[HECnet] DMC11 in next simh version... looks nice, and question about TOPS-10

Paul_Koning at Dell.com Paul_Koning at Dell.com
Fri Jan 4 17:31:36 PST 2013


Following up on my own note...

On Jan 4, 2013, at 5:14 PM, <Paul_Koning at Dell.com>
<Paul_Koning at Dell.com> wrote:


...
4. Now I see a "circuit up" message from DECnet, but that is followed by some combination of "circuit down, listener timeout" and "circuit down, unexpected packet type".   After staring at packet traces ("set dmc0 debug=data") for a while, the reason is obvious: when one side of the connection is started and the other is not yet started, one side sends a packet and the other side discards that.   You can't do that.   DDCMP is a connection oriented protocol: if you discard a packet that's a protocol violation, and DECnet will absolutely positively get bent out of shape because it assumes the DDCMP implementation will not do such a thing.
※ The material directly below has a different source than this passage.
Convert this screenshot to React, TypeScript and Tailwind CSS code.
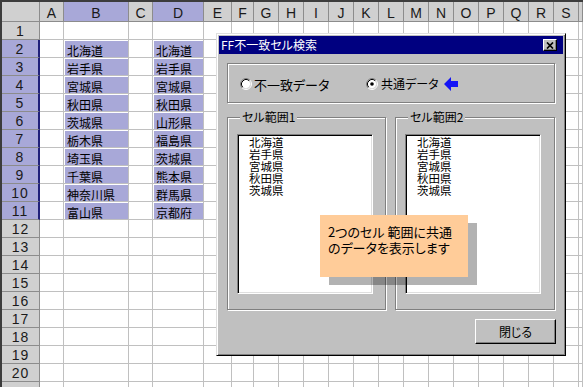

What has to be done is that a transmit remains pending if the other end is not able to receive it.   That can happen because there is no connection, or because the other end hasn't turned its DMC on yet, or it's on but it currently doesn't have receive buffers.   Similarly, master clear then RUN (DMC restart) needs to synchronize with the other end, to simulate the effect of the DDCMP initialization sequence.

More precisely, the answer depends on whether you want to be strictly compliant with the DDCMP spec, or "compliant enough".

DDCMP guarantees the following:

1. Nothing sent prior to the most recent DDCMP restart will be received after that restart.
2. If packet n is received, packets 0..n-1 (counting from the most recent restart) have also been received
3. Packet boundaries are preserved (packet boundaries are significant)
4. If a transmit n completes, that means that packet was delivered to a buffer on the receiving node.

It turns out that only properties 1, 2, and 3 are required for DECnet Phase III and beyond; that's because the routing layer is a datagram service so the layers above can't draw any conclusions from transmits completing.   It's possible that DECnet Phase II requires property 4; I'm not sure and I don't really know how to answer that question since I haven't seen copies of the Phase II specs online.

So... properties 1 and 2 could be obtained in the SIMH implementation by implementing a DDCMP restart (master clear and reinitialization) as a connection reset and re-connect.   Then property 2 amounts to sending to the socket and holding pending anything that's not accepted, and on the receiving end reading from the socket when there is a buffer available to deliver the data into.   That should be pretty easy to do.

Finally, in the DMC a buffer corresponds one to one with a DDCMP packet (its implementation of property 3). That's required -- all DECnet protocols are packet oriented and packet boundaries are meaningful.   There are no byte stream protocols in DECnet -- TCP is the only protocol among all the networking protocols I know of that made that horrible design error.   So it's not a matter of making a few diagnostics work as the comments in pdp11_dmc.c say; each transmit buffer is a single DDCMP packet, and must be delivered exactly to one receive buffer.   If you transmit an oversized message, that's an error: the DMR manual on Bitsavers says that in such a case, you get a Control Out with bit 4 set in SEL6 ("message too long") and at that point the DMC has already halted (DDCMP is stopped).